The answer is Rent Parity Analysis.

To give credit to where is due, a good friend of mine who is good at crunching numbers actually brought this concept to my attention.

Rent Parity Analysis, in its simplest term, means it is a mathematical comparison to see if renting is costing you more, or owning is costing you more. I don’t think anyone has come up with a “perfect” analysis formula yet; but generally speaking these are the factors you need to take into consideration:

For renting:
1. Since you don’t need to tie up a down payment, you need to consider the potential ROI on that amount of money if you were to invest it conservatively. (5-8% a year?)
2. You need to account for increase of rent, as rent tends to go up every year.

For owning:
1. You need to consider the tax savings on mortgage interest and property tax.
2. You need to budget in an annual maintenance costs although you may not need it at the end.
3. You need to include all the utilities charges that you would have not needed to pay if you were to rent.
4. You need to factor in the property tax and insurance obviously because this is not something required for renting.

For a more practical analysis, you need to compare apples to apples. This means don’t compare your current bachelor pad of 600 sq ft with no bedroom in the ghetto area, with your 2500 sq ft 4 beds 3 baths dream house in the upscale neighborhood. As you know, you can never reach rent parity because of the extreme difference in condition.

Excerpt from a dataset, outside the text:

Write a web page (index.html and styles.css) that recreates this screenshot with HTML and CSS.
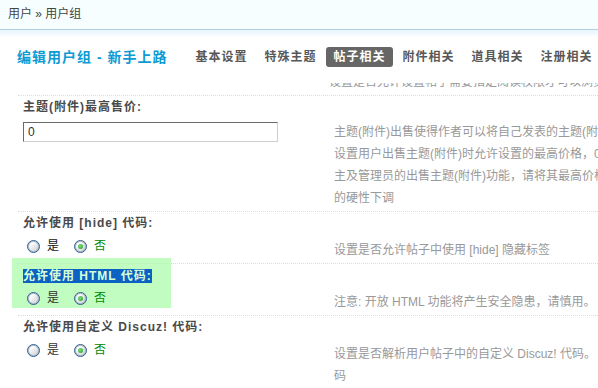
FILE: index.html
```html
<!DOCTYPE html>
<html lang="zh-CN">
<head>
<meta charset="utf-8">
<title>编辑用户组</title>
<link rel="stylesheet" href="styles.css">
</head>
<body>
<div class="crumb">用户 » 用户组</div>
<div class="band"></div>
<div class="head">
  <h3 class="title">编辑用户组 - 新手上路</h3>
  <ul class="tabs">
    <li class="tab">基本设置</li>
    <li class="tab">特殊主题</li>
    <li class="tab active">帖子相关</li>
    <li class="tab">附件相关</li>
    <li class="tab">道具相关</li>
    <li class="tab">注册相关</li>
  </ul>
</div>
<div class="main">
  <div class="clip">
    <div class="body">
      <div class="ctl"></div>
      <div class="desc clipdesc"><div class="line">设置是否允许设置帖子需要指定阅读权限才可以浏览，阅读权限</div></div>
    </div>
  </div>

  <div class="row">
    <div class="label">主题(附件)最高售价:</div>
    <div class="body">
      <div class="ctl ctl-input"><div class="input">0</div></div>
      <div class="desc desc-input">
        <div class="line">主题(附件)出售使得作者可以将自己发表的主题(附件)定价出售，其他用户需支付</div>
        <div class="line">设置用户出售主题(附件)时允许设置的最高价格，0 为不允许用户出售。如需关闭版</div>
        <div class="line">主及管理员的出售主题(附件)功能，请将其最高价格设置为 0，注意：修改此项目会</div>
        <div class="line">的硬性下调</div>
      </div>
    </div>
  </div>

  <div class="row">
    <div class="label">允许使用 [hide] 代码:</div>
    <div class="body">
      <div class="ctl">
        <div class="radios">
          <span class="radio"></span><span class="opt opt-dark">是</span>
          <span class="radio on"></span><span class="opt opt-on">否</span>
        </div>
      </div>
      <div class="desc"><div class="line">设置是否允许帖子中使用 [hide] 隐藏标签</div></div>
    </div>
  </div>

  <div class="row hl">
    <div class="label"><span class="sel">允许使用 HTML 代码:</span></div>
    <div class="body">
      <div class="ctl">
        <div class="radios">
          <span class="radio"></span><span class="opt">是</span>
          <span class="radio on"></span><span class="opt opt-on">否</span>
        </div>
      </div>
      <div class="desc"><div class="line">注意: 开放 HTML 功能将产生安全隐患，请慎用。</div></div>
    </div>
  </div>

  <div class="row">
    <div class="label">允许使用自定义 Discuz! 代码:</div>
    <div class="body">
      <div class="ctl">
        <div class="radios">
          <span class="radio"></span><span class="opt">是</span>
          <span class="radio on"></span><span class="opt opt-on">否</span>
        </div>
      </div>
      <div class="desc">
        <div class="line">设置是否解析用户帖子中的自定义 Discuz! 代码。</div>
        <div class="line">码</div>
      </div>
    </div>
  </div>
</div>
</body>
</html>
```

FILE: styles.css
```css
html {
  margin: 0;
  padding: 0;
  background: #fff;
}
body {
  margin: 0;
  padding: 0;
  width: 598px;
  height: 388px;
  overflow: hidden;
  font-family: "Liberation Sans", "Noto Sans CJK SC", sans-serif;
  font-size: 12px;
  color: #444;
}
.crumb {
  height: 29px;
  line-height: 29px;
  padding-left: 8px;
  background: #f6feff;
  border-bottom: 1px solid #b4cfe3;
  color: #444;
}
.band {
  height: 6px;
  background: linear-gradient(#eaf5fc, #f8fcff);
}
.head {
  display: flex;
  align-items: center;
  padding: 11px 0 0 17px;
  margin-bottom: 16px;
  white-space: nowrap;
}
.title {
  margin: 0 21px 0 0;
  font-size: 14px;
  line-height: 20px;
  font-weight: bold;
  letter-spacing: 1px;
  color: #0e9ad3;
}
.tabs {
  display: flex;
  gap: 3px;
  margin: 0;
  padding: 0;
  list-style: none;
}
.tab {
  padding: 0 7px;
  height: 20px;
  line-height: 20px;
  font-weight: bold;
  letter-spacing: 1px;
  color: #585858;
  border-radius: 3px;
}
.tab.active {
  background: #666;
  color: #fff;
}
.main {
  padding-left: 18px;
}
.clip {
  height: 12px;
  overflow: hidden;
}
.clipdesc {
  margin-top: -12px;
}
.row {
  position: relative;
  border-top: 1px dotted #c6e2f5;
  padding: 1px 0 2px 5px;
}
.label {
  height: 20px;
  line-height: 20px;
  font-weight: bold;
  letter-spacing: 1px;
  color: #4a4a4a;
  white-space: nowrap;
}
.body {
  display: grid;
  grid-template-columns: 311px 1fr;
}
.ctl {
  padding-top: 3px;
}
.desc {
  padding-top: 6px;
  color: #999;
  line-height: 22px;
  white-space: nowrap;
  min-width: 0;
}
.desc .line {
  height: 22px;
}
.clip .desc {
  padding-top: 0;
}
.ctl-input {
  padding-top: 5px;
}
.desc-input {
  padding-top: 4px;
}
.input {
  width: 249px;
  height: 18px;
  line-height: 18px;
  padding-left: 4px;
  border-top: 1px solid #6a6a6a;
  border-left: 1px solid #6a6a6a;
  border-bottom: 1px solid #cfcfcf;
  border-right: 1px solid #cfcfcf;
  color: #333;
  font-size: 12px;
}
.radios {
  display: flex;
  align-items: center;
  height: 20px;
}
.radio {
  position: relative;
  box-sizing: border-box;
  width: 13px;
  height: 13px;
  margin-left: 4px;
  border-radius: 50%;
  border: 1px solid #2e5f8e;
  box-shadow: inset 0 0 0 1px #a9bccd;
  background: linear-gradient(135deg, #ffffff 25%, #c9c9c9 100%);
}
.radio + .opt {
  margin-left: 7px;
}
.opt + .radio {
  margin-left: 15px;
}
.radio.on::after {
  content: "";
  position: absolute;
  left: 3px;
  top: 3px;
  width: 5px;
  height: 5px;
  border-radius: 50%;
  background: radial-gradient(circle at 40% 40%, #7fe07f, #1f9a1f);
}
.opt {
  color: #333;
  line-height: 20px;
}
.opt-dark {
  color: #111;
}
.opt-on {
  color: #080;
}
.hl::before {
  content: "";
  position: absolute;
  left: -6px;
  top: -6px;
  width: 159px;
  height: 50px;
  background: #c1fdc1;
  z-index: -1;
}
.sel {
  display: inline-block;
  height: 14px;
  line-height: 14px;
  vertical-align: middle;
  background: #0b62c2;
  color: #d6ffd6;
}
```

What you need to is run some comps and locate a property that has similar qualities of the house you are intended to purchase. For example, if you want to buy a 3 beds 2 baths to begin with, check out how much the adjacent rentals are going for, same number of beds and baths, similar square footage, within a few blocks.

Obviously, there are other factors you need to consider, like the speculation of property value appreciation (or depreciation), the concept of having a “home” (not so much sentimental, but more to give you a sense of responsibility), and the possibility of owning a piece of property “free and clear” (aka do you want to pay rents forever?)

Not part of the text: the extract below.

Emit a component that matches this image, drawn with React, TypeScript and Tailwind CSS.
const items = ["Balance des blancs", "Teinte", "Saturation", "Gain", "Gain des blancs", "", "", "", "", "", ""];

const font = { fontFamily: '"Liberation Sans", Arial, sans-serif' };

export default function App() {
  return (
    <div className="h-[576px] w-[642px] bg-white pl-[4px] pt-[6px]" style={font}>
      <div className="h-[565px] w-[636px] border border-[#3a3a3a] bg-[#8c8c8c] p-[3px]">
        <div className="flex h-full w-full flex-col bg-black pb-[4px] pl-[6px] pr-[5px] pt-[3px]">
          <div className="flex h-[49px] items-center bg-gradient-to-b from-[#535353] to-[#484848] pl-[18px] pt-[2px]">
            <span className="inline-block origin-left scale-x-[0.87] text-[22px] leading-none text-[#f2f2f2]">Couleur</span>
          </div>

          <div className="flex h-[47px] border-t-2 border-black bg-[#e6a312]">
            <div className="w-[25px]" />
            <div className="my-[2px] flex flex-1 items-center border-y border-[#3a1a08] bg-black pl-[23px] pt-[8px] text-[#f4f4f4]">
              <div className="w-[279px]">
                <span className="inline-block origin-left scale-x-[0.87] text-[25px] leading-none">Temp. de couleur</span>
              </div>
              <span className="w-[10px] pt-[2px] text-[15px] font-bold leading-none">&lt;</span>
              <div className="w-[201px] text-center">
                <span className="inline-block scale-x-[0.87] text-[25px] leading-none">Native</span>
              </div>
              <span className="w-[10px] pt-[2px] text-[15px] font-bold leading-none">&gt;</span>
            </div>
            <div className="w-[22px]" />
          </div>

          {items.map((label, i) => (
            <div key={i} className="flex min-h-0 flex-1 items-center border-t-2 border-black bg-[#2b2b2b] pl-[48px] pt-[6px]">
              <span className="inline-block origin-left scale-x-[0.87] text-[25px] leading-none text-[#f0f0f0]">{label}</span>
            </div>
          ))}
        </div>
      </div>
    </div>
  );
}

Renting and Owning are not for everyone. But in the quest of arriving to your decision, Rent Parity Analysis can certainly help make some cents from the mathematical standpoint!

Bottom Fishing the Real Estate Market

People often ask, “When is the right time to buy a property?”

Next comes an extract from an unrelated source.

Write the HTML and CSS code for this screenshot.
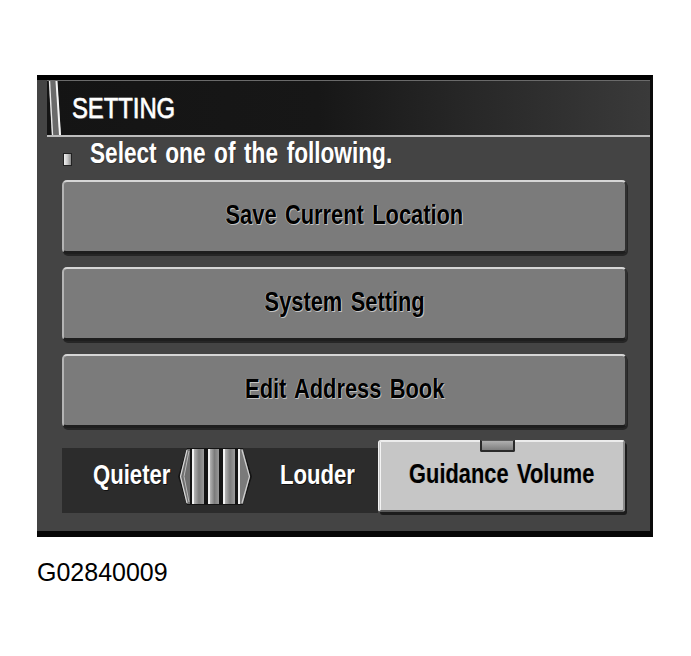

My canned response is, “If you are buying it for OO (Owner Occupied), any time (like now) is good. Based on statistical history, house values will always go up over a long period. If you are buying it as investment, you buy when the numbers make sense.”

They often will question, “What if I buy now and the price goes down?”

I go, “Are you trying to buy when house prices are at the bottom?”

“No, I am mature enough to know that we cannot time the bottom. But what I want to do is, I want to wait until it is at the bottom, and then bounce back to the uptrend, and that is when I want to dive in and buy.”

I can’t stop myself from wondering, “Do you know what you are really saying here? Not only you want to catch the bottom, but you also want to make sure it is going back up so you are guaranteed a profit? Isn’t that what the entire world is wishing to achieve also?!”

People often understand they don’t have the knowledge to “bottom fish” the real estate market; but what they do not understand is, it is even harder to time a market that reaches bottom and then coming back up! It is almost impossible.

Of course, we can always wait for that to happen. But unless we are really determined to watch the trend daily, and follow what is going on in the market daily, waiting is just another excuse. We will eventually fall into this “endless wait loop”, while others are already making money left and right because they choose to do it.

Nobody can tell when is the “right” time to buy, or the “bottom” of the market. Each person’s situation is different. You will need to evaluate your situation, including but not limited to:

- What is your purpose of the purchase?
- What is your financial ability to purchase?
- What is the duration you plan to hold this piece of property?
- How much risk / downside are you willing to take, financially and mentally?

It is not exactly a Yes/No/Go/No Go flowchart, but learning more about yourself will certainly help you make the decision!